Katie can no longer move on her own now as her rear legs will not support her anymore. Last night I had to drag her into the bedroom on a blanket and again this morning back into the living room. She is very alert but I can see how tired she is. I put towels under her so she can relieve herself and so I don’t have to carry her outside. I’ve bought all sorts of treats and special foods that she gobbles up. I’m unable to walk by her without kneeling and holding her head in my hands. My head is a blur of memories of all the time I’ve spent with her. I can’t remember a time in the past seven plus years when I was away from her for more than a couple of hours at a time. She has always been no further than arms reach away.
There is a calm repose you can call upon when needed. I believe that it is a defense mechanism we all have so that you are able to survive difficult moments in time. It’s like dream time where you can watch the actions before you from a distance and hold yourself steady for what is to come. Today I held in my arms the absolute trust of my friend and companion and then with a nod from me the vet silenced her body. With Katie’s head in my lap I caressed her chin in my hand near her nose so she could smell me and not fear her next journey.

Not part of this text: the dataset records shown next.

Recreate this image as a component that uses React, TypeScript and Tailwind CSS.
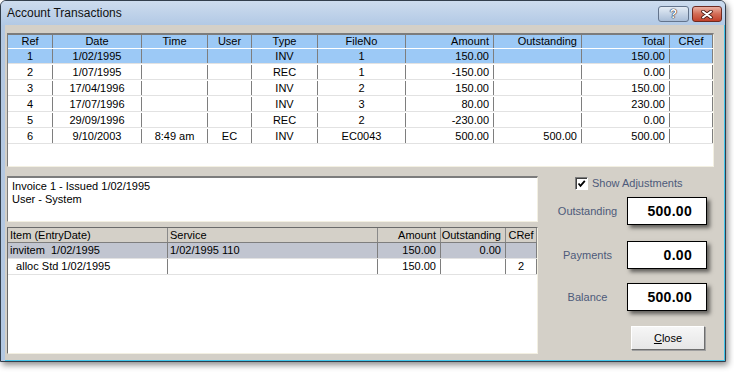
import React from 'react';

type Align = 'left' | 'center' | 'right';

interface Col {
  label: string;
  w: string;
  align: Align;
}

const topCols: Col[] = [
  { label: 'Ref', w: 'w-[45px]', align: 'center' },
  { label: 'Date', w: 'w-[89px]', align: 'center' },
  { label: 'Time', w: 'w-[66px]', align: 'center' },
  { label: 'User', w: 'w-[44px]', align: 'center' },
  { label: 'Type', w: 'w-[66px]', align: 'center' },
  { label: 'FileNo', w: 'w-[88px]', align: 'center' },
  { label: 'Amount', w: 'w-[88px]', align: 'right' },
  { label: 'Outstanding', w: 'w-[88px]', align: 'right' },
  { label: 'Total', w: 'w-[88px]', align: 'right' },
  { label: 'CRef', w: 'w-[43px]', align: 'center' },
];

const topRows = [
  ['1', '1/02/1995', '', '', 'INV', '1', '150.00', '', '150.00', ''],
  ['2', '1/07/1995', '', '', 'REC', '1', '-150.00', '', '0.00', ''],
  ['3', '17/04/1996', '', '', 'INV', '2', '150.00', '', '150.00', ''],
  ['4', '17/07/1996', '', '', 'INV', '3', '80.00', '', '230.00', ''],
  ['5', '29/09/1996', '', '', 'REC', '2', '-230.00', '', '0.00', ''],
  ['6', '9/10/2003', '8:49 am', 'EC', 'INV', 'EC0043', '500.00', '500.00', '500.00', ''],
];

const itemCols: Col[] = [
  { label: 'Item (EntryDate)', w: 'w-[160px]', align: 'left' },
  { label: 'Service', w: 'w-[210px]', align: 'left' },
  { label: 'Amount', w: 'w-[63px]', align: 'right' },
  { label: 'Outstanding', w: 'w-[65px]', align: 'right' },
  { label: 'CRef', w: 'w-[31px]', align: 'center' },
];

const itemRows = [
  ['invitem\u00a0 1/02/1995', '1/02/1995 110', '150.00', '0.00', ''],
  ['\u00a0 alloc Std 1/02/1995', '', '150.00', '', '2'],
];

const alignClass = (a: Align) =>
  a === 'center' ? 'justify-center' : a === 'right' ? 'justify-end pr-[4px]' : 'justify-start pl-[2px]';

const ValueBox = ({ label, value }: { label: string; value: string }) => (
  <div className="flex items-center">
    <div className="w-[79px] text-center text-[11px] text-[#4d5a7a]">{label}</div>
    <div className="w-[80px] h-[28px] bg-white border border-black shadow-[3px_3px_4px_rgba(0,0,0,0.55)] flex items-center justify-end pr-[14px] text-[14px] font-bold tracking-[0.3px] text-black">
      {value}
    </div>
  </div>
);

export default function App() {
  return (
    <div className="w-[734px] h-[376px] bg-white font-['Liberation_Sans',Arial,sans-serif] text-black">
      <div className="w-[726px] h-[362px] flex flex-col rounded-t-[6px] border border-[#323e4c] overflow-hidden shadow-[2px_3px_6px_rgba(0,0,0,0.45)] bg-[#b3c8e2]">
        {/* Title bar */}
        <div className="h-[24px] flex items-start justify-between bg-gradient-to-b from-[#cddcee] to-[#b2c9e5]">
          <span className="pl-[6px] pt-[5px] text-[12px] leading-[14px] text-[#111]">Account Transactions</span>
          <div className="flex gap-[3px] pt-[5px] pr-[3px]">
            <div className="w-[31px] h-[16px] rounded-[3px] border border-[#63748c] bg-gradient-to-b from-[#e4ecf5] to-[#a9bdd7] flex items-center justify-center">
              <span className="text-[12px] font-bold leading-none text-white [text-shadow:0_0_1px_#223,0_0_1px_#223,0_0_1px_#223]">?</span>
            </div>
            <div className="w-[30px] h-[16px] rounded-[3px] border border-[#6e2a20] bg-gradient-to-b from-[#eab0a2] via-[#d26c56] to-[#c2402a] flex items-center justify-center">
              <svg width="12" height="9" viewBox="0 0 12 9">
                <path d="M2 1.5 L10 7.5 M10 1.5 L2 7.5" stroke="#4a1a12" strokeWidth="3.6" strokeLinecap="round" />
                <path d="M2 1.5 L10 7.5 M10 1.5 L2 7.5" stroke="#ffffff" strokeWidth="2" strokeLinecap="round" />
              </svg>
            </div>
          </div>
        </div>

        {/* Body */}
        <div className="flex-1 flex">
          <div className="w-[4px]" />
          <div className="flex-1 bg-[#d4d0c8] border-r border-b border-[#40c4ea] pl-[2px] pt-[8px]">
            {/* Transactions grid */}
            <div className="w-[707px] h-[134px] bg-white border-t-2 border-l border-t-[#7c7c7c] border-l-[#7c7c7c] border-b border-r border-b-[#f3f0e2] border-r-[#f3f0e2] text-[11px] leading-none">
              <div className="flex h-[13px] bg-[#9cc9f6]">
                {topCols.map((c, i) => (
                  <div key={i} className={`${c.w} shrink-0 h-full flex items-center border-r border-[#7e7e7e] ${alignClass(c.align)}`}>
                    {c.label}
                  </div>
                ))}
              </div>
              {topRows.map((r, ri) => (
                <div key={ri} className="flex h-[16px] border-b border-[#e2e2e2] border-t border-t-white">
                  {r.map((v, ci) => (
                    <div
                      key={ci}
                      className={`${topCols[ci].w} shrink-0 h-full flex items-center border-r border-[#7e7e7e] ${alignClass(topCols[ci].align)} ${ri === 0 ? 'bg-[#9cc9f6]' : ''}`}
                    >
                      {v}
                    </div>
                  ))}
                </div>
              ))}
            </div>

            {/* Lower section */}
            <div className="flex mt-[9px]">
              <div className="w-[531px] flex flex-col">
                <div className="h-[46px] bg-white border-t-2 border-l border-t-[#7c7c7c] border-l-[#7c7c7c] border-b border-r border-b-[#f3f0e2] border-r-[#f3f0e2] pl-[4px] pt-[2px] text-[11px] leading-[13px]">
                  <div>Invoice 1 - Issued 1/02/1995</div>
                  <div>User - System</div>
                </div>

                <div className="mt-[5px] h-[127px] bg-white border-t border-l border-t-[#6a6a6a] border-l-[#6a6a6a] border-b border-r border-b-[#f3f0e2] border-r-[#f3f0e2] text-[11px] leading-none">
                  <div className="flex h-[15px] bg-[#d4d0c8] border-b border-[#7e7e7e]">
                    {itemCols.map((c, i) => (
                      <div key={i} className={`${c.w} shrink-0 h-full flex items-center border-r border-[#8a8a8a] ${alignClass(c.align)}`}>
                        {c.label}
                      </div>
                    ))}
                  </div>
                  {itemRows.map((r, ri) => (
                    <div key={ri} className={`flex h-[16px] border-b border-[#e2e2e2] ${ri === 0 ? 'bg-[#c1c5d0]' : ''}`}>
                      {r.map((v, ci) => (
                        <div key={ci} className={`${itemCols[ci].w} shrink-0 h-full flex items-center whitespace-pre border-r border-[#7e7e7e] ${alignClass(itemCols[ci].align)}`}>
                          {v}
                        </div>
                      ))}
                    </div>
                  ))}
                </div>
              </div>

              {/* Totals panel */}
              <div className="flex-1 flex flex-col pl-[10px]">
                <div className="flex items-center mt-[1px] ml-[27px] h-[13px]">
                  <div className="w-[13px] h-[13px] bg-white border border-[#7c7c7c] border-b-white border-r-white shadow-[inset_1px_1px_0_#404040] flex items-center justify-center">
                    <svg width="9" height="9" viewBox="0 0 9 9">
                      <path d="M1.5 4.5 L3.5 6.8 L7.8 1.8" stroke="#000" strokeWidth="1.8" fill="none" />
                    </svg>
                  </div>
                  <span className="ml-[4px] text-[11px] text-[#4d5a7a]">Show Adjustments</span>
                </div>
                <div className="mt-[7px]">
                  <ValueBox label="Outstanding" value="500.00" />
                </div>
                <div className="mt-[16px]">
                  <ValueBox label="Payments" value="0.00" />
                </div>
                <div className="mt-[14px]">
                  <ValueBox label="Balance" value="500.00" />
                </div>
                <button className="mt-[15px] ml-[83px] w-[74px] h-[24px] bg-gradient-to-b from-[#f6f6f6] to-[#e6e6e6] border border-[#ffffff] border-b-[#6e6e6e] border-r-[#6e6e6e] shadow-[1px_1px_0_#a0a0a0] text-[11px] text-black flex items-center justify-center">
                  <span className="underline">C</span>lose
                </button>
              </div>
            </div>
          </div>
        </div>
      </div>
    </div>
  );
}
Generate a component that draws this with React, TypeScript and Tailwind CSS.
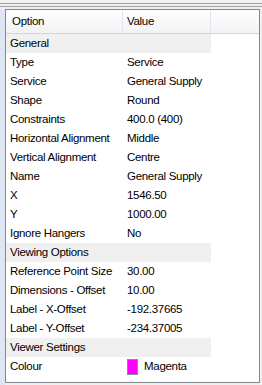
import React from "react";

type Row = { group?: boolean; label: string; value?: string; swatch?: string };

const rows: Row[] = [
  { group: true, label: "General" },
  { label: "Type", value: "Service" },
  { label: "Service", value: "General Supply" },
  { label: "Shape", value: "Round" },
  { label: "Constraints", value: "400.0 (400)" },
  { label: "Horizontal Alignment", value: "Middle" },
  { label: "Vertical Alignment", value: "Centre" },
  { label: "Name", value: "General Supply" },
  { label: "X", value: "1546.50" },
  { label: "Y", value: "1000.00" },
  { label: "Ignore Hangers", value: "No" },
  { group: true, label: "Viewing Options" },
  { label: "Reference Point Size", value: "30.00" },
  { label: "Dimensions - Offset", value: "10.00" },
  { label: "Label - X-Offset", value: "-192.37665" },
  { label: "Label - Y-Offset", value: "-234.37005" },
  { group: true, label: "Viewer Settings" },
  { label: "Colour", value: "Magenta", swatch: "#ff00ff" },
];

export default function App() {
  return (
    <div
      className="w-[262px] h-[385px] bg-[#f0f0f0] flex flex-col text-[11.5px] tracking-[-0.3px] text-black overflow-hidden"
      style={{ fontFamily: '"Liberation Sans", Arial, sans-serif' }}
    >
      {/* top double line */}
      <div className="h-[9px] flex flex-col pt-[3px] gap-[2px]">
        <div className="h-px bg-[#a0a0a0]" />
        <div className="h-px bg-[#a0a0a0]" />
      </div>
      <div className="flex flex-1">
        <div className="w-[5px] bg-[#dde6f2]" />
        <div className="flex-1 mr-[2px] mb-[2px] border border-[#828790] bg-white flex flex-col">
          {/* column headers */}
          <div className="flex h-[24px] bg-gradient-to-b from-[#ffffff] to-[#f1f2f4] border-b border-[#d5d5d5]">
            <div className="w-[117px] pl-[6px] flex items-center border-r border-[#e3e5e8]">Option</div>
            <div className="w-[88px] pl-[4px] flex items-center border-r border-[#e3e5e8]">Value</div>
            <div className="flex-1" />
          </div>
          {rows.map((r, i) =>
            r.group ? (
              <div key={i} className="flex h-[19px]">
                <div className="w-[205px] bg-[#f0f0f0] pl-[4px] flex items-center">{r.label}</div>
              </div>
            ) : (
              <div key={i} className="flex h-[19px]">
                <div className="w-[117px] pl-[4px] flex items-center whitespace-nowrap">{r.label}</div>
                <div className="w-[88px] pl-[4px] flex items-center whitespace-nowrap gap-[6px]">
                  {r.swatch && (
                    <span
                      className="inline-block w-[11px] h-[16px] border border-[#8c8c8c]"
                      style={{ backgroundColor: r.swatch }}
                    />
                  )}
                  {r.value}
                </div>
              </div>
            )
          )}
        </div>
      </div>
    </div>
  );
}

The sadness of the loss of my friend and companion makes it difficult to write these words but I can still hear her giving me lip because I wasn’t paying enough attention and the follow up poke in my face with her nose to get me away from the computer and her demand that we “Do something, now!”
But there is something else she left me with that is only now coming to light. No matter what Katie was, she was always true to herself. She was a knot head, unruly, adventurous, kind, silly, hopeful, quick to action and easy to make friends with. Never waiting until you filled the bowl with water before she began to drink and then slobber everywhere. You always needed a firm hand to hold her back but when you let her go you could always trust her to return. You could always count on her making a scene at the pet supermarket as she did her mad dog impression (actually it was a ploy to get to the checkout counter quicker because she could reach the bowl of dog biscuits on the counter and grab a mouthful) and everyone clears out of the way so you never had to wait in line at the checkout. Making little kids giggle with glee as she inhaled every inch of them with delight with her big wet nose. Standing next to me and leaning just a little so we always supported each other. Never having to reach further than arms length to find someone who loved me. A dog yes, but a lesson and a way of living that I can only hope I can follow a little of in my own life. In the last months of her life I noticed something interesting, all those black spots and blotches that when I first saw her years ago and drew me to her, began to reveal images I had not noticed before. The first one I found was behind her right ear, a small perfect heart and I was surprised that I had missed it before now. I found several more hearts in the patterns, most not as clear as that first one but all you had to do was look at the right angle and you could find them. I suppose you can find anything you want when you look close enough and hard enough but it makes perfect sense that all I could find on Katie were hearts.
Sometimes when I’m alone and feeling a little sad I let my imagination take me away for few moments. I close my eyes and I can see a darkened room on a cold winter’s night and the only light is from the glowing embers in a fireplace. I can hear the wind whipping the snow gently against the windows with a soothing faint crispy ice crystal sound. The room is a little chilly but I am safe and warm on a big sofa with Katie next to me. Her head is on my lap and she is sleeping soundly as my hand rests on her neck and my fingers gently stroke her fur. I smile when I think about what adventures a new day will bring because I know I will always have a friend to share them with. This is where I will always keep Katie. Close to my heart as we share adventures together in our dreams.
I just recounted the dog food proof of purchase labels again and I came up with a total of 46. I figure that averaging $25.00 per 40 pound bag of dog food that comes out to $1150.00. But of course I don’t have all the labels so I figure I can double that amount and say I spent about $2300.00 on just dog food for Katie. The exact number of days she has been with me I can now count precisely at 2736 and if I divide that by $2300 I get $1.19 per day. If I also figure in all the toys, treats, vet bills, and weekly trips to the ice-cream parlor $1.75 a day would be a good estimate. So that means that this dog cost me approximately $4,788.
It can’t be true that such a gift of spirit could cost so little.